Hírek : Dark Mind: Hero is a killer, but, hey, they deserved it |
Dark Mind: Hero is a killer, but, hey, they deserved it
2007.03.16. 21:20
As the lead in the new Showtime series Dexter, Michael C. Hall has devoted many hours trying to understand his character, Dexter Morgan, a self-acknowledged sociopath who by day works as a forensic pathologist and by night sets out to vivisect and eventually kill those who have it coming.
"He claims to be without certain fundamental human traits," Hall said recently during a shooting break on set. "He imagines himself as faking every human interaction. And yet there's something about him within the context of this world that's as human as anyone else."
A daring, macabre take on the traditional crime show, the series is Showtime's latest effort to find a breakout hit that might help close the subscriber gap with HBO. The past few years, Showtime's original series -Sleeper Cell, Weeds, Huff and Brotherhood - have generated critical praise but have failed to produce substantial ratings. Dexter producers deny that they are under any pressure to broaden the show's appeal and say they believe that the series remains in the traditional Showtime mode - it won't be for everyone.
New episodes are shown at 10 p.m. Sundays and repeated several times during the week. The second episode will be repeated at 11 p.m. today.
The series, set in Miami, is based on Jeff Lindsay's 2004 novel Darkly Dreaming Dexter, about a boy with a past so harrowing that he can't remember it, but which has left its psychological mark. Harry, his adoptive father, is a police officer who teaches Dexter to accept and use his murderous impulses for the public good.
As the grown-up Dexter pursues his gruesome "projects" - always following the "code of Harry" and slaying only those who have escaped official justice - another serial killer with a similar style challenges the police unit where Dexter works as a blood-spatter expert. The storyline unfolds over the season.
Producers knew that such a dark show couldn't last unless it were lightened up with humor. Writers found it in Dexter's predicament. Caring about other people as much as lawn furniture, he has had to teach himself to be charming to get along in the world. He has read profiles of serial killers and skillfully avoids displaying those characteristics. But now and then, such as when he tries to develop a relationship with a woman, he can't help but make comic mistakes.
"He's obviously a very cunning and capable guy, but in certain instances there's an innocence about him that is potentially funny, potentially endearing. I like the guy," Hall said. "Would that we all took such responsibility for our shadow sides," he said with a short laugh.
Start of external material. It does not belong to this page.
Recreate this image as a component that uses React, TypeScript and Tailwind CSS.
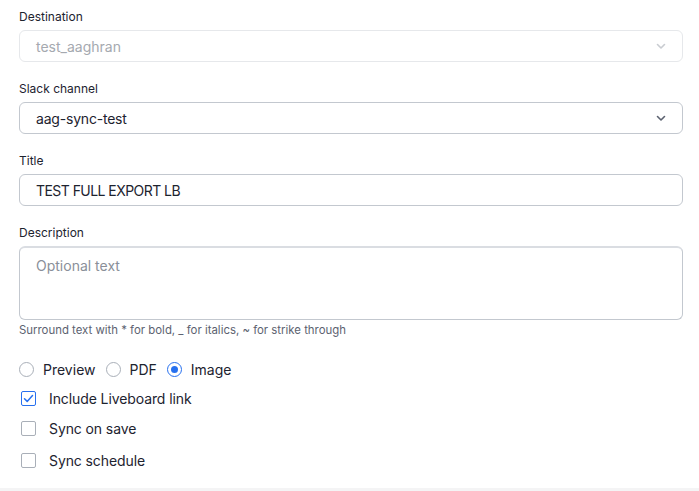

Perhaps the largest surprise in Dexter is that viewers are intended to relate - hopefully in a metaphorical kind of way. For one, there are the father issues. "He wonders, 'Am I just some sort of aggregate of my father's idea of who I should be?' Which I think is something many men deal with."
And then, there is the universal struggle for authenticity. "In a way, we all, to a certain extent, fake all human interactions," Hall said.
Though Hall said he strives for authenticity in his personal life, he was also at that very moment aware that he was speaking to a reporter and would not be the same if he were speaking to his buddy, his director or his mother. The key to playing Dexter, he said, is to realize that having cultivated so many personas, the killer is, in fact, an actor.
All that made Hall perfect for the part, according to Sara Colleton, an executive producer. "He's such a chameleon as an actor," she said. "I couldn't imagine it with anyone else."